We continue to optimize planning and execution across design and supply chains to enhance efficiency and consistency from concept to delivery, ensuring better alignment of product availability with demand.
During the quarter, we introduced the channel-specific exclusive products and implemented a more strategic pricing reason aligned with the product life cycle. On Douyin, in particular, we participated in the Super Brand Show for both adult and kids and baby, which drove the channel to account for over 40% of our online sales for the quarter.
We expect exclusive products to continue being a major driver of our online sales in the coming months. This approach enabled us to achieve higher conversions while maintaining stable gross margins. In Q3, we opened 24 new stores, including high-performing stores such as Urumqi, Xi'an, Shaoxing as well as Beijing and Shanghai. These new stores delivered strong conversion rates, healthy gross margins and impressive monthly productivity in terms of sales per square meter.
As mentioned in our previous communication, we continue to fine-tune our new store opening philosophy to maximize store productivity while capitalizing on opportunities in emerging markets.
Additionally, we have enriched the shopping environment to be family-friendly and enjoyable for all ages.
Going forward, our expansion strategy will focus on quality locations, high-traffic neighborhood areas in emerging cities.
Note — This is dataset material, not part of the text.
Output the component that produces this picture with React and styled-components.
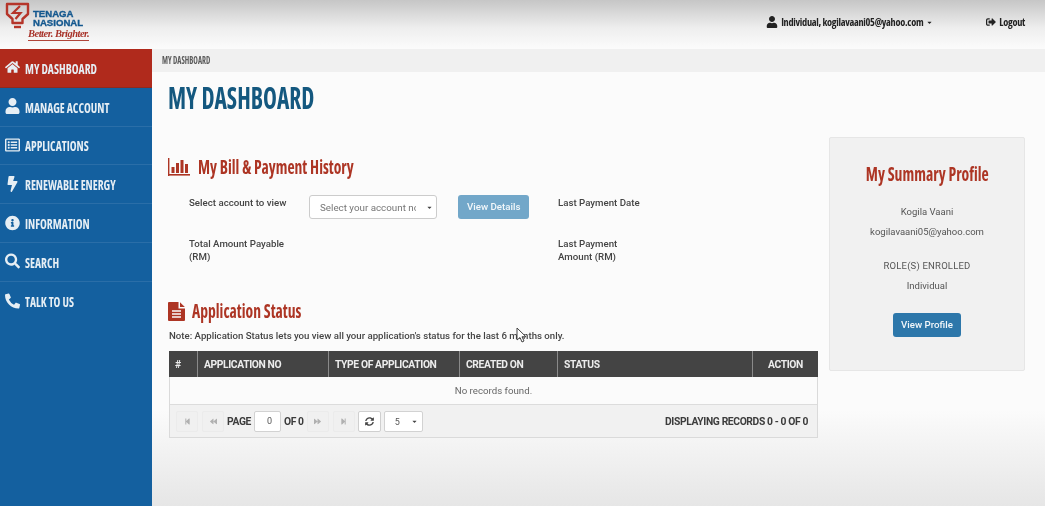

At the same time, we are leveraging local partnerships in new Tier 1 and Tier 2 cities to ensure that new openings align with market demand and the long-term potential. We believe collaborating with strong local partners will not only enhance our success, but also mitigate market risks. A recent nationwide roadshow with existing and potential landlords and franchise partners highlighted their increased confidence and commitment to the brand goals. They expressed appreciation for GAP's consistent brand identity and our flexibility in localizing products and operations.
We are on track to meet our annual target of 50 new stores, increasing total store footage year-over-year by the end of 2024.
Additionally, we opened 2 new Hunter stores, 1 in Shanghai and 1 in Singapore, bringing the total number of offline stores to 146 under our management by the end of Q3. In summary, despite the challenges of a gradual consumer recovery, we remain disciplined in our strategic direction.
Our focus on localized engagement, coupled with GAP's global brand strength positions us well to expand our footprint, drive top line growth and maintain healthy gross margins. That concludes our prepared remarks. Thank you. Operator, we are now ready to begin the Q&A session.
[Operator Instructions] The first question today comes from Alicia Yap with Citigroup.
I have 2 questions.
First is that, can management elaborate the overall performance during this year's Singles' Day, specifically, which category performed better than your expectation and which category performing slightly worse than your expectation? And then how is your GAP China sales during the Singles' Day? Also wondering if there's any differentiated shopping behavior that you observed this year compared to the previous year? And then second question is related to your advertising tool.
So with more platforms rolling out the AI advertising tool, so how will Baozun actually embrace the AI technology to capture even bigger opportunity? So have you seen or do you anticipate there could be more smaller brands, especially the domestic brands might be more eager or need to seek help from Baozun on helping them to do the better targeting digital ad campaign in the future?
Let me provide some answers for the 2 questions.
The first one regarding the performance of the Singles' Day for this year, I think we delivered actually a solid performance from our own perspective.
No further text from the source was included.